Il Giorno della Memoria è stata istituito nel 2005 dall’Onu per ricordare le vittime della Shoah e fu individuato il 27 gennaio poiché in tale data le truppe russe liberarono il campo di concentramento di Auschwitz. In Italia in tale data si ricordano anche le leggi razziali, i deportati politici e militari italiani, coloro che rischiarono la vita per salvare tali perseguitati.

Ebbene, per quanto riguarda Imola è doveroso ricordare che don Giulio Minardi, per l’opera di salvaguardia di chi subiva tali persecuzioni, ebbe dopo la guerra attestati ufficiali da parte della Comunità Israelitica e dalle organizzazioni antifasciste di Imola, inoltre fu insignito di Medaglia d’Oro dal Consiglio provinciale di Bologna e nominato Cavaliere al merito della Repubblica dal Capo dello Stato.
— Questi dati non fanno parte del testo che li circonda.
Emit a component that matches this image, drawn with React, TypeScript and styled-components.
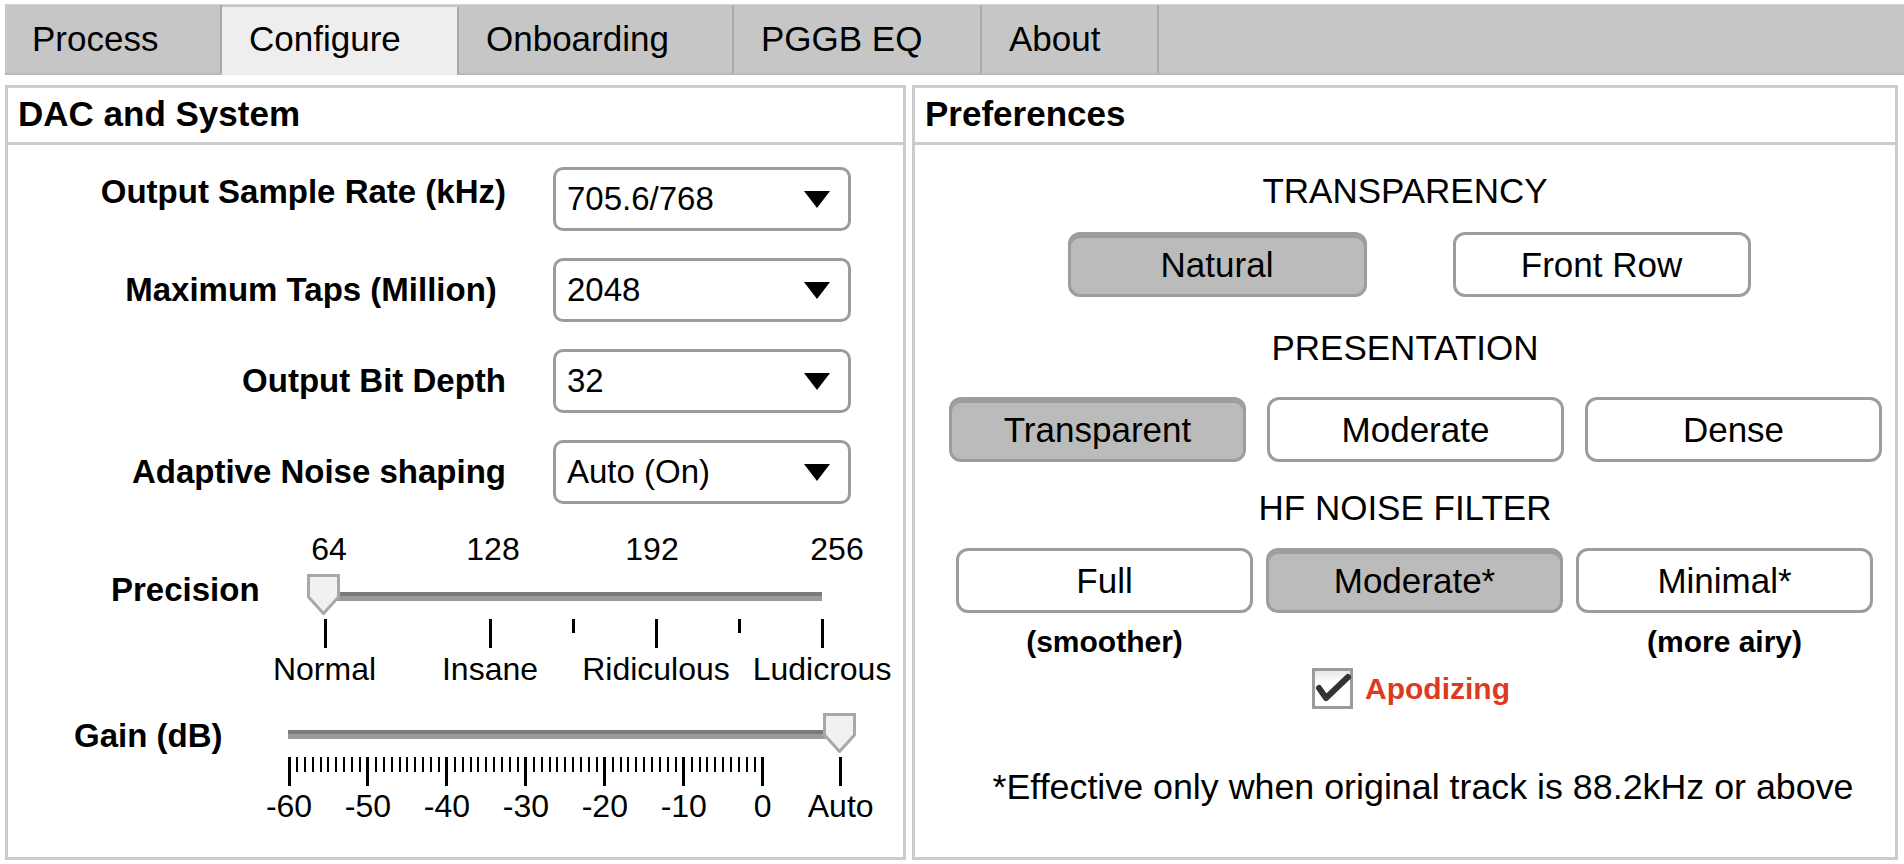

Busto di don Giulio Minardi (Foto Fondazione Santa Caterina)

Nato da una famiglia di braccianti agricoli a Zagonara di Lugo nel 1898, fu ordinato sacerdote nel 1921, divenne cappellano a Sesto Imolese, poi ad Imola parroco di San Giovanni Battista, infine parroco al Carmine; nel 1935 divenne direttore dell’Istituto di Santa Caterina e dedicò la sua vita ai più deboli, in particolare ai giovani.

Abbiamo parecchie testimonianze del suo operato da parte di chi fu da lui protetto e salvato durante il duro periodo della Seconda Guerra Mondiale allorchè Imola fu occupata dai Tedeschi: di rilievo quelle di partigiani di vario orientamento politico quali Aureliano Bassani, Amedeo Ruggi, Natale Tampieri e dell’ebreo Paolo Schweitzer Santarcangeli che fu nascosto nel Carmine fino alla Liberazione.

Nemico delle dittature, don Giulio Minardi a partire dal novembre 1943 iniziò ad ospitare non solo famiglie di sfollati e senza casa, ma pure partigiani, perseguitati, ricercati, renitenti alla leva fascista della Repubblica di Salò, in vari luoghi: non solo nella canonica e nelle cantine del Carmine (dove trovarono rifugio oltre 120 persone), ma anche nel monastero delle Clarisse (una ventina), nell’Istituto Santa Caterina (una quindicina), nella colonia agricola di Ortodonico (una quarantina), oltre ad altri luoghi sicuri, in totale si parla di circa 275 persone.

Oltre agli italiani, si trattava anche di alcune famiglie di Ebrei e di ex prigionieri Russi, Polacchi, Lussemburghesi sfuggiti ai Tedeschi.

Nel durissimo autunno-inverno del 1944 il Carmine ebbero luogo parecchie riunioni di partigiani e del CLN imolese e nei vari rifugi trovarono posto armi e munizioni della Resistenza; quel Natale don Giulio celebrò una messa di mezzanotte nella sacrestia del Carmine stipata dagli ospiti ed illuminata da corrente creata da una dinamo fatta funzionare a pedalate di bicicletta.

Oltre alla folla di persone, a Santa Caterina c’erano parecchie bestie: 10 bovini, 2 cavalli, 1 asino, 7 suini, tacchini, oche, galline, tutti animali consegnati da contadini per sottrarli alle requisizioni dei nazifascisti. Inoltre funzionava una grande cucina per sfamare con il poco che c’era tutta quella gente.

Non solo: divenuto cappellano delle carceri di Imola gestite dai fascisti repubblichini, confortava i detenuti e garantiva i rapporti con i familiari.

Ovviamente queste cose erano estremamente pericolose, don Giulio rischiava tutti i giorni l’arresto e la fucilazione, per cui se le cose andarono bene fu anche merito dei fidati collaboratori dei quali si circondava, nessuno dei quali mai tradì né fece la spia: in seguito egli affermò sempre che non si era trattato di coraggio, ma di un “dovere”, una coerenza nel fare il bene della gente semplice contro la violenza ed i soprusi.

Abbiamo le testimonianze dei partigiani che uscirono dai rifugi del Carmine la mattina del 14 aprile, giorno della Liberazione di Imola, armi in pugno e con fazzoletti rossi ed altri segni per presidiare la città, e di Aureliano Bassani che da una finestra nella tarda mattinata vide sfilare davanti al Carmine le truppe italiane della Friuli (che combattevano al fianco degli Alleati), poi nel pomeriggio giunsero in città i liberatori Polacchi.

Tutta questa storia fa ben capire quanto fossero meritati i gesti di ringraziamento citati all’inizio e quanto sia importante non dimenticare e tramandare la memoria di quei fatti.